Everything roles Kelly's way

DON BRENNAN -- Ottawa Sun

, Last Updated: 9:36 AM ET

Opportunity knocked, and they were quick to answer.

Chris Kelly and Dean McAmmond have been especially strong in filling the middle of a Senators lineup that lost its top three centres in an unimaginable stretch over the holiday season.

First, Jason Spezza suffered a knee injury Dec. 21. Two games later, Mike Fisher went down with a similar malfunction. Two games after that, Antoine Vermette hurt a hip.

And all the Senators have done without the 41 goals of production, power-play and penalty-killing duties those three had been responsible for to that point is soared up the standings.

While other players and improved facets of Ottawa's game deserve credit, the Senators wouldn't be where they are now (fifth in the conference, three points behind fourth-place Montreal) without Kelly and McAmmond and the minutes they've gobbled up.

Before Kelly became the first-line centre of a team for the first time he can remember, he was playing right wing on the top unit with Spezza and Dany Heatley. But remember, he also was the team's fourth-line centre when the season began.

"And the year before, it was the ... I don't know .... the hope-to-be-the-fourth-line-centre?" said Kelly, a guy who will never need to be fitted for a bigger hat. "It's nice for the time being. Hopefully, I can just keep playing when the other guys get back."

Where he lines up, he does not care.

Centre or wing? What do you prefer, Chris?

"I don't mind either," said the modern day Shaun Van Allen. "At centre you have to handle the puck a little more, play down low in the defensive zone a little more.

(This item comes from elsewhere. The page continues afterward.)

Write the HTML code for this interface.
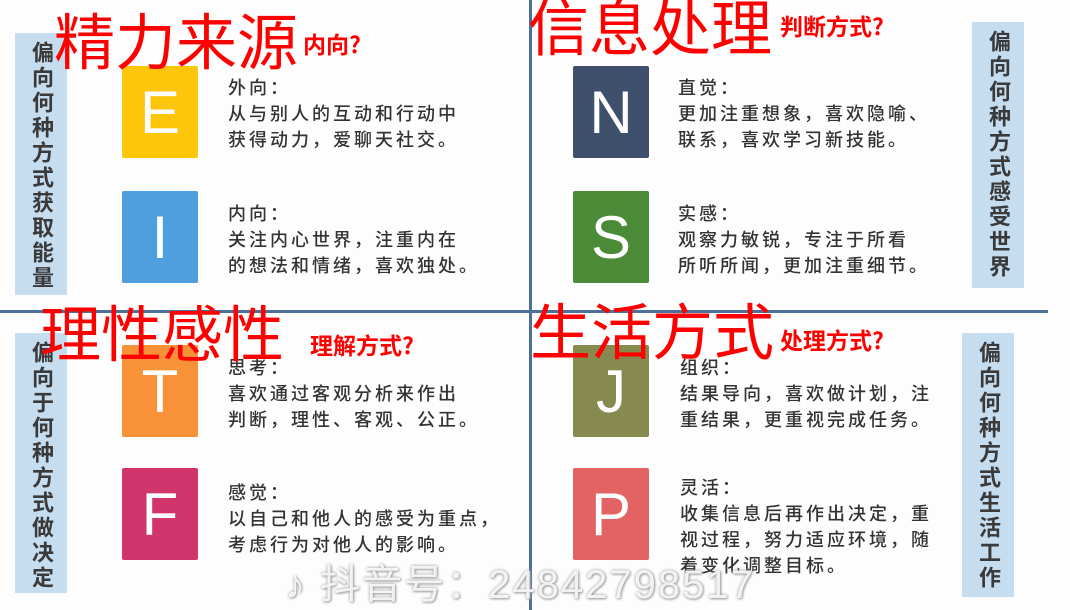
<!DOCTYPE html>
<html><head><meta charset="utf-8"><style>
*{margin:0;padding:0;box-sizing:border-box}
body{width:1070px;height:610px;background:#fdfdfd;position:relative;overflow:hidden;font-family:"Liberation Sans","Noto Sans CJK SC",sans-serif}
.a{position:absolute}
.side{position:absolute;background:#c6dcef;color:#3a3a3a;font-size:22px;writing-mode:vertical-rl;letter-spacing:3px;display:flex;align-items:center;justify-content:flex-start;padding-top:8px;line-height:52px;text-align:center;font-weight:bold}
.box{position:absolute;width:76px;height:92px;color:#fff;font-size:60px;display:flex;align-items:center;justify-content:center;border-radius:2px;font-family:"Liberation Sans",sans-serif}
.t{position:absolute;font-size:18px;letter-spacing:3px;line-height:26px;color:#333;font-weight:500;white-space:nowrap;font-family:"Noto Sans CJK SC",sans-serif}
.r{position:absolute;color:#f00;font-size:61px;line-height:60px;white-space:nowrap;font-family:"Noto Sans CJK SC",sans-serif}
.rs{position:absolute;color:#f00;font-size:23px;font-weight:bold;white-space:nowrap;font-family:"Noto Sans CJK SC",sans-serif}
</style></head><body>
<div class="a" style="left:529px;top:0;width:3px;height:610px;background:#4d7099"></div>
<div class="a" style="left:0;top:310px;width:1048px;height:3px;background:#4d7099"></div>

<div class="side" style="left:15px;top:33px;width:52px;height:262px">偏向何种方式获取能量</div>
<div class="side" style="left:972px;top:22px;width:52px;height:266px">偏向何种方式感受世界</div>
<div class="side" style="left:15px;top:333px;width:52px;height:260px">偏向于何种方式做决定</div>
<div class="side" style="left:962px;top:333px;width:52px;height:264px">偏向何种方式生活工作</div>

<div class="box" style="left:122px;top:66px;background:#fec60b">E</div>
<div class="box" style="left:122px;top:191px;background:#4f9fdf">I</div>
<div class="box" style="left:573px;top:66px;background:#3e506c">N</div>
<div class="box" style="left:573px;top:191px;background:#4b8a37">S</div>
<div class="box" style="left:122px;top:345px;background:#f99139">T</div>
<div class="box" style="left:122px;top:468px;background:#d1356c">F</div>
<div class="box" style="left:573px;top:345px;background:#868a4f">J</div>
<div class="box" style="left:573px;top:468px;background:#e36365">P</div>

<div class="t" style="left:228px;top:74px">外向：<br>从与别人的互动和行动中<br>获得动力，爱聊天社交。</div>
<div class="t" style="left:228px;top:200px">内向：<br>关注内心世界，注重内在<br>的想法和情绪，喜欢独处。</div>
<div class="t" style="left:678px;top:74px">直觉：<br>更加注重想象，喜欢隐喻、<br>联系，喜欢学习新技能。</div>
<div class="t" style="left:678px;top:200px">实感：<br>观察力敏锐，专注于所看<br>所听所闻，更加注重细节。</div>
<div class="t" style="left:228px;top:354px">思考：<br>喜欢通过客观分析来作出<br>判断，理性、客观、公正。</div>
<div class="t" style="left:228px;top:479px">感觉：<br>以自己和他人的感受为重点，<br>考虑行为对他人的影响。</div>
<div class="t" style="left:680px;top:354px">组织：<br>结果导向，喜欢做计划，注<br>重结果，更重视完成任务。</div>
<div class="t" style="left:680px;top:474px">灵活：<br>收集信息后再作出决定，重<br>视过程，努力适应环境，随<br>着变化调整目标。</div>

<div class="a" style="left:285px;top:552px;font-size:40px;color:rgba(255,255,255,0.85);text-shadow:0 0 3px #999,1px 1px 2px #aaa;white-space:nowrap;letter-spacing:2px">♪ 抖音号：24842798517</div>

<div class="r" style="left:54px;top:8px">精力来源</div>
<div class="rs" style="left:303px;top:26px">内向?</div>
<div class="r" style="left:528px;top:-6px">信息处理</div>
<div class="rs" style="left:780px;top:8px">判断方式?</div>
<div class="r" style="left:40px;top:300px">理性感性</div>
<div class="rs" style="left:310px;top:327px">理解方式?</div>
<div class="r" style="left:530px;top:298px">生活方式</div>
<div class="rs" style="left:780px;top:322px">处理方式?</div>
</body></html>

But either or.

"I do draw the line at defence or goalie."

McAmmond, who played his first NHL game in the 1991-92 season as a Chicago Blackhawk, suffered what would seem to be the ultimate indignity Dec. 16 in Buffalo.

Neither he nor fourth linemates Denis Hamel and Brian McGrattan moved off the bench all night in what would become a 3-1 win over the Sabres.

The none-so-shining moment was a first for McAmmond.

"I get more disappointed in myself than anything else," McAmmond, who has been averaging about 17 minutes a game since the injuries hit, said when asked of that evening in Buffalo. "Because I think if I had been playing really well before that, the coach wouldn't be as worried to put me out there.

"I was not playing well."

And now he is, most recently on an effective line between Christoph Schubert and Patrick Eaves.

Along with various other contributions, McAmmond has chipped in with four points in the last five games.

"You've got to play," he said when asked about his improvement. "The hardest job is to just play five minutes ... or playing on the fourth line when you're sitting for a while. You get stiff as a board. Then there's the mental part, where you're just trying to play smart and you don't want to make a mistake.

"I think I'm playing better. Seeing more ice gives you more confidence."

BEST OF THE BEST: Heatley was yesterday named one of the NHL's Three Stars of the Week ending Jan. 7. Heatley was recognized as the second star, for leading all shooters with eight points (five goals, three assists) that included a hat trick and two-goal game. G Roberto Luongo was the first star, for backstopping the Canucks to four victories (including two in shootouts) and posting a 1.92 GAA and .940 save percentage. Sharks C Joe Thornton was named the third star.

THIS AND THAT: Vermette skated before his teammates practised yesterday but not with them. "He's not playing (tonight) at this point," said coach Bryan Murray. "It appears he's not 100%." ... Despite the unique presence he gives the Senators on the forecheck, hard-charging big man Schubert will again be a blueliner one day. "I really like what he brings up front," said Murray. "But he can still hit people on defence, too. A guy like that is nice to have."